User interface design of a smartphone application for a fictional renting company, done as an assignment in a mobile designing course at Chalmers University of Technology. The main task was to design in line with Google's Material Design guidelines for Android applications and make clever design choices based on requirements from the client. The project resulted in a screen-based prototype using Adobe XD.
'The whole work is excellent and very convincing. You have done an excellent job.'
The task was to design a mobile application for a fictional company, where families could search for child related items to hire from others, including clothes, toys, pets (yes, you heard it right) and bikes with a few subcategories. The design had to follow Android design guidelines and include the following features:
- Navigating items available
- Searching for objects to rent
- Viewing the price of an item
- Being able to see when the item is available for rent
- Finding the shortest and longest period of rent (0-24 months)

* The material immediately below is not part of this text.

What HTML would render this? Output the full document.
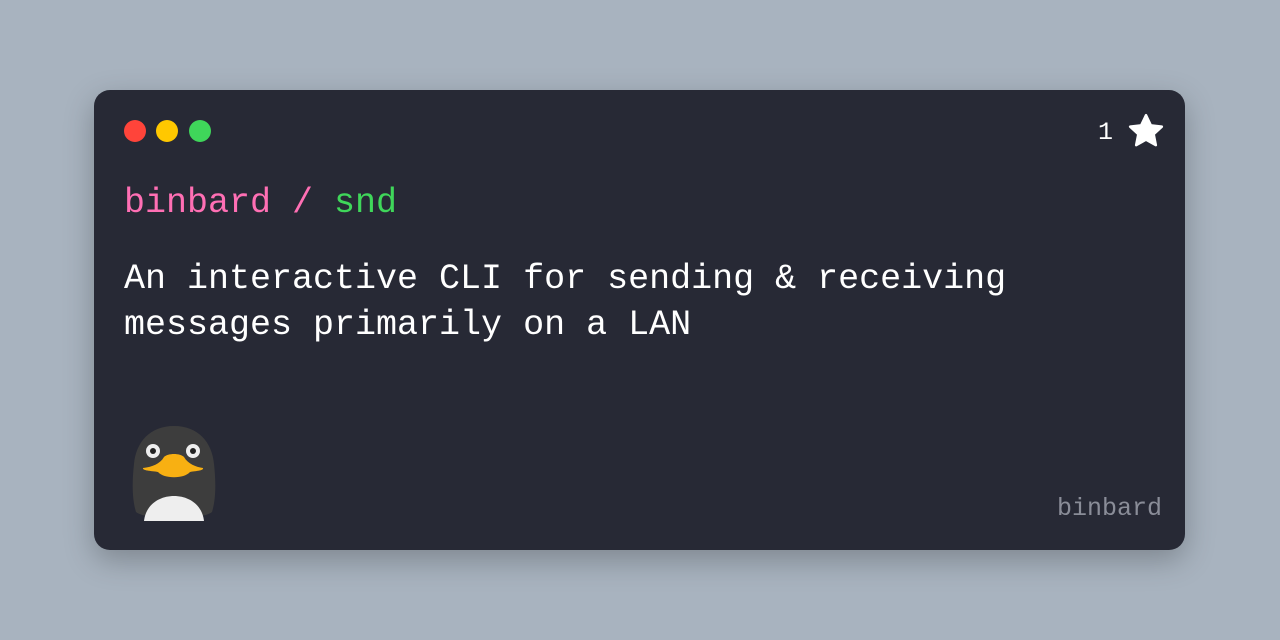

- View a picture of the item the user wishes to rent
- Read a short description of the item the user wishes to rent
The application I designed fulfilled all critera set by the fictional client and I decided to add some additional features I thought was suitable for it. A screen-based prototype was put together using Adobe XD.
- Follow the guidelines strictly...
- By doing this, you will probably get an understandable user interface that most Android users will be able to use without getting confused.
- ...or don't
- Material Design suits many kinds of applications, but sometimes own tricks and solutions might get the application to the next level. Especially since there are not guidelines for all possible cases.
- Design with guidelines in mind
- I think the best way of designing is by having the guidelines in mind, but dare to try other solutions as well. If doing so, it is important to do usability tests to see if it actually works well.